**Data:**
►
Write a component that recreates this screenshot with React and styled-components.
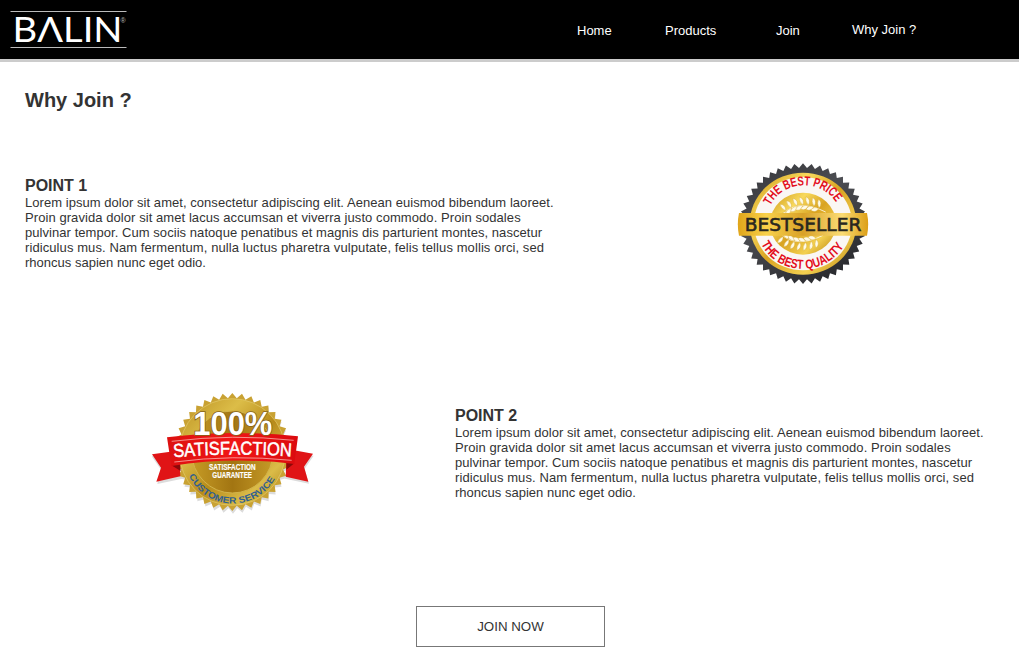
import React from 'react';
import styled, { createGlobalStyle } from 'styled-components';

const GlobalStyle = createGlobalStyle`
  * { box-sizing: border-box; }
  body {
    margin: 0;
    background: #fff;
    color: #333;
    font-family: 'Liberation Sans', Arial, sans-serif;
    font-size: 13px;
    overflow: hidden;
  }
`;

const Page = styled.div`
  height: 651px;
  display: flex;
  flex-direction: column;
`;

const Header = styled.header`
  height: 62px;
  flex: none;
  display: flex;
  background: #000;
  border-bottom: 3px solid #ccc;
`;

const LogoSvg = styled.svg`
  display: block;
  margin: 8px 0 0 8px;
`;

const Nav = styled.nav`
  display: flex;
  align-items: flex-start;
  margin-left: 447px;
`;

const NavLink = styled.a`
  color: #fff;
  line-height: 16px;
  white-space: nowrap;
  width: ${(p) => p.$width}px;
  padding-top: ${(p) => (p.$raised ? 22 : 23)}px;
`;

const Title = styled.h1`
  margin: 24px 0 0 25px;
  height: 28px;
  font-size: 20px;
  line-height: 28px;
`;

const Points = styled.main`
  flex: none;
  height: 492px;
  padding-top: 32px;
`;

const Point = styled.section`
  display: flex;
  align-items: flex-start;
  height: 230px;
  padding-left: ${(p) => p.$indent}px;
`;

const Copy = styled.div`
  width: 545px;
  padding-top: 30px;
`;

const PointTitle = styled.h2`
  margin: 0;
  font-size: 16px;
  line-height: 19px;
`;

const Text = styled.p`
  margin: 0;
  line-height: 15px;
`;

const Line = styled.span`
  display: block;
  white-space: nowrap;
  letter-spacing: ${(p) => p.$tracking}px;
`;

const Badge = styled.svg`
  display: block;
  flex: none;
  margin: ${(p) => p.$margin};
`;

const JoinButton = styled.button`
  align-self: center;
  width: 189px;
  height: 41px;
  margin: 0 0 0 2px;
  padding: 0;
  border: 1px solid #777;
  background: #fff;
  color: #333;
  font: 13.33px 'Liberation Sans', Arial, sans-serif;
`;

const LINES = [
  ['Lorem ipsum dolor sit amet, consectetur adipiscing elit. Aenean euismod bibendum laoreet.', 0.045],
  ['Proin gravida dolor sit amet lacus accumsan et viverra justo commodo. Proin sodales', 0.07],
  ['pulvinar tempor. Cum sociis natoque penatibus et magnis dis parturient montes, nascetur', 0.055],
  ['ridiculus mus. Nam fermentum, nulla luctus pharetra vulputate, felis tellus mollis orci, sed', 0.09],
  ['rhoncus sapien nunc eget odio.', 0.01],
];

const starPoints = (cx, cy, rx, ry, teeth, depth) =>
  Array.from({ length: teeth * 2 }, (_, i) => {
    const a = (i * Math.PI) / teeth - Math.PI / 2;
    const k = i % 2 ? 1 - depth : 1;
    return `${(cx + rx * k * Math.cos(a)).toFixed(1)},${(cy + ry * k * Math.sin(a)).toFixed(1)}`;
  }).join(' ');

const NARROW = "'Liberation Sans Narrow', 'Liberation Sans', sans-serif";

function Logo() {
  return (
    <LogoSvg width="122" height="44" viewBox="8 8 122 44">
      <path d="M10.5 11.5H126.5M10.5 47.5H126.5" stroke="#bbb" strokeWidth="1" />
      <text x="12.5" y="42" fill="#fff" fontFamily="Lato, sans-serif" fontSize="35.5" textLength="110" lengthAdjust="spacingAndGlyphs">BΛLIN</text>
      <text x="120.5" y="22.5" fill="#bbb" fontFamily="'Liberation Sans', sans-serif" fontSize="7">®</text>
    </LogoSvg>
  );
}

const LEAVES = [-58, -41, -24, -7, 10, 27, 42];

function Laurel({ flip }) {
  return (
    <g transform={flip ? 'translate(217 263) scale(1 -1)' : 'translate(225 149)'} fill="#fffbe8" stroke="#cfa12a" strokeWidth="1">
      <path d="M-60 22Q-15 -16 62 22" fill="none" stroke="#fffbe8" strokeWidth="2.5" />
      {LEAVES.map((x) => {
        const y = (x * x) / 190;
        return (
          <g key={x} transform={`translate(${x} ${y}) rotate(${x * 0.4})`}>
            <path d="M0 1Q-12 -12 -8 -24Q8 -16 0 1Z" />
            <path d="M0 3Q-16 -1 -22 14Q-6 20 0 3Z" />
          </g>
        );
      })}
    </g>
  );
}

function BestsellerBadge() {
  return (
    <Badge width="146" height="135" viewBox="0 0 438 405" $margin="9px 0 0 160px">
      <defs>
        <linearGradient id="gold" x1="0" y1="0" x2="1" y2="1">
          <stop offset="0" stopColor="#c9920f" />
          <stop offset=".28" stopColor="#f8d95c" />
          <stop offset=".5" stopColor="#d9a321" />
          <stop offset=".75" stopColor="#f3d050" />
          <stop offset="1" stopColor="#b57d0a" />
        </linearGradient>
        <linearGradient id="goldBand" x1="0" y1="0" x2="1" y2="0">
          <stop offset="0" stopColor="#e0a51a" />
          <stop offset=".22" stopColor="#f8d14a" />
          <stop offset=".5" stopColor="#d9a128" />
          <stop offset=".8" stopColor="#fbdc74" />
          <stop offset="1" stopColor="#dc9f17" />
        </linearGradient>
        <linearGradient id="charcoal" x1="0" y1="0" x2=".6" y2="1">
          <stop offset="0" stopColor="#333438" />
          <stop offset=".45" stopColor="#4c4d52" />
          <stop offset="1" stopColor="#2b2c30" />
        </linearGradient>
        <path id="priceArc" d="M121 152A112 106 0 0 1 325 154" />
        <path id="qualityArc" d="M93 267A140 132 0 0 0 346 265" />
      </defs>
      <polygon points={starPoints(219, 206, 190, 181, 46, 0.075)} fill="url(#charcoal)" />
      <ellipse cx="219" cy="206" rx="160" ry="153" fill="url(#gold)" />
      <ellipse cx="219" cy="206" rx="147" ry="140" fill="#faf7f4" />
      <ellipse cx="219" cy="206" rx="99" ry="93" fill="url(#gold)" />
      <Laurel />
      <Laurel flip />
      <path d="M27 174H411Q418 207 411 242H27Q20 207 27 174Z" fill="url(#goldBand)" />
      <text x="44" y="227" fill="#29271f" stroke="#29271f" strokeWidth="1.8" fontFamily="'DejaVu Sans', sans-serif" fontSize="55" textLength="350" lengthAdjust="spacingAndGlyphs">BESTSELLER</text>
      <g fill="#e30d1c" fontFamily={NARROW} fontWeight="700" fontSize="39">
        <text textLength="238" lengthAdjust="spacingAndGlyphs"><textPath href="#priceArc">THE BEST PRICE</textPath></text>
        <text textLength="300" lengthAdjust="spacingAndGlyphs"><textPath href="#qualityArc">THE BEST QUALITY</textPath></text>
      </g>
    </Badge>
  );
}

function SatisfactionBadge() {
  return (
    <Badge width="175" height="135" viewBox="0 0 525 405" $margin="9px 135px 0 0">
      <defs>
        <linearGradient id="seal" x1="0" y1="0" x2="1" y2="1">
          <stop offset="0" stopColor="#b98e20" />
          <stop offset=".3" stopColor="#dcbd48" />
          <stop offset=".55" stopColor="#b78a1a" />
          <stop offset=".78" stopColor="#dbbc48" />
          <stop offset="1" stopColor="#a67913" />
        </linearGradient>
        <linearGradient id="sealInner" x1="0" y1="0" x2="1" y2="0">
          <stop offset="0" stopColor="#c69b25" />
          <stop offset=".5" stopColor="#a27512" />
          <stop offset="1" stopColor="#c59a27" />
        </linearGradient>
        <linearGradient id="ribbon" x1="0" y1="0" x2="1" y2="0">
          <stop offset="0" stopColor="#dd1010" />
          <stop offset=".5" stopColor="#f01616" />
          <stop offset="1" stopColor="#db0b0e" />
        </linearGradient>
        <path id="wordArc" d="M86 217Q262 201 442 215" />
        <path id="serviceArc" d="M132 272A145 145 0 0 0 399 262" />
      </defs>
      <g fill="#dcdcdc">
        <polygon points={starPoints(264, 208, 174, 178, 38, 0.09)} />
        <path d="M78 210L20 214 48 254 37 297 112 281ZM447 208L506 212 479 251 492 296 420 281Z" />
      </g>
      <polygon points={starPoints(262, 201, 176, 177, 38, 0.085)} fill="#c9a233" />
      <ellipse cx="262" cy="201" rx="159" ry="160" fill="url(#seal)" stroke="#e4cb6c" strokeWidth="2" />
      <ellipse cx="262" cy="201" rx="122" ry="123" fill="url(#sealInner)" stroke="#d2b34b" strokeWidth="3" />
      <path d="M76 200L21 208 48 248 34 290 106 274 104 237ZM447 196L504 206 477 245 490 290 422 275 424 232Z" fill="#e01416" />
      <path d="M79 241L105 237 107 258ZM448 235L424 232 424 254Z" fill="#8d0808" />
      <path d="M66 157Q262 133 459 154L448 237Q262 214 79 243Z" fill="url(#ribbon)" />
      <path d="M80 169Q262 146 446 166M88 231Q262 208 440 226" fill="none" stroke="#ffd0ca" strokeWidth="2" />
      <text x="145" y="151" fill="#fff" stroke="#86631a" strokeWidth="5" paintOrder="stroke" fontFamily={NARROW} fontWeight="700" fontSize="98" textLength="237" lengthAdjust="spacingAndGlyphs">100%</text>
      <text fill="#fff" stroke="#fff" strokeWidth="1.5" fontFamily="'Liberation Sans', sans-serif" fontSize="56" textLength="354" lengthAdjust="spacingAndGlyphs"><textPath href="#wordArc">SATISFACTION</textPath></text>
      <g fill="#fff" stroke="#fff" strokeWidth=".5" fontFamily={NARROW} fontWeight="700" fontSize="25">
        <text x="192" y="255" textLength="140" lengthAdjust="spacingAndGlyphs">SATISFACTION</text>
        <text x="202" y="279" textLength="119" lengthAdjust="spacingAndGlyphs">GUARANTEE</text>
      </g>
      <text fill="#315f91" fontFamily="'Liberation Sans', sans-serif" fontWeight="700" fontSize="27" textLength="318" lengthAdjust="spacingAndGlyphs"><textPath href="#serviceArc">CUSTOMER SERVICE</textPath></text>
    </Badge>
  );
}

function PointCopy({ title }) {
  return (
    <Copy>
      <PointTitle>{title}</PointTitle>
      <Text>
        {LINES.map(([text, tracking]) => (
          <Line key={text} $tracking={tracking}>{text}</Line>
        ))}
      </Text>
    </Copy>
  );
}

export default function App() {
  return (
    <Page>
      <GlobalStyle />
      <Header>
        <Logo />
        <Nav>
          <NavLink $width={88}>Home</NavLink>
          <NavLink $width={111}>Products</NavLink>
          <NavLink $width={76}>Join</NavLink>
          <NavLink $width={90} $raised>Why Join ?</NavLink>
        </Nav>
      </Header>
      <Title>Why Join ?</Title>
      <Points>
        <Point $indent={25}>
          <PointCopy title="POINT 1" />
          <BestsellerBadge />
        </Point>
        <Point $indent={145}>
          <SatisfactionBadge />
          <PointCopy title="POINT 2" />
        </Point>
      </Points>
      <JoinButton>JOIN NOW</JoinButton>
    </Page>
  );
}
◄
**Task to carry out:**
Gather up every line from the listing above in which the word "components" occurs.

**Result of the task:**
Write a component that recreates this screenshot with React and styled-components.
import styled, { createGlobalStyle } from 'styled-components';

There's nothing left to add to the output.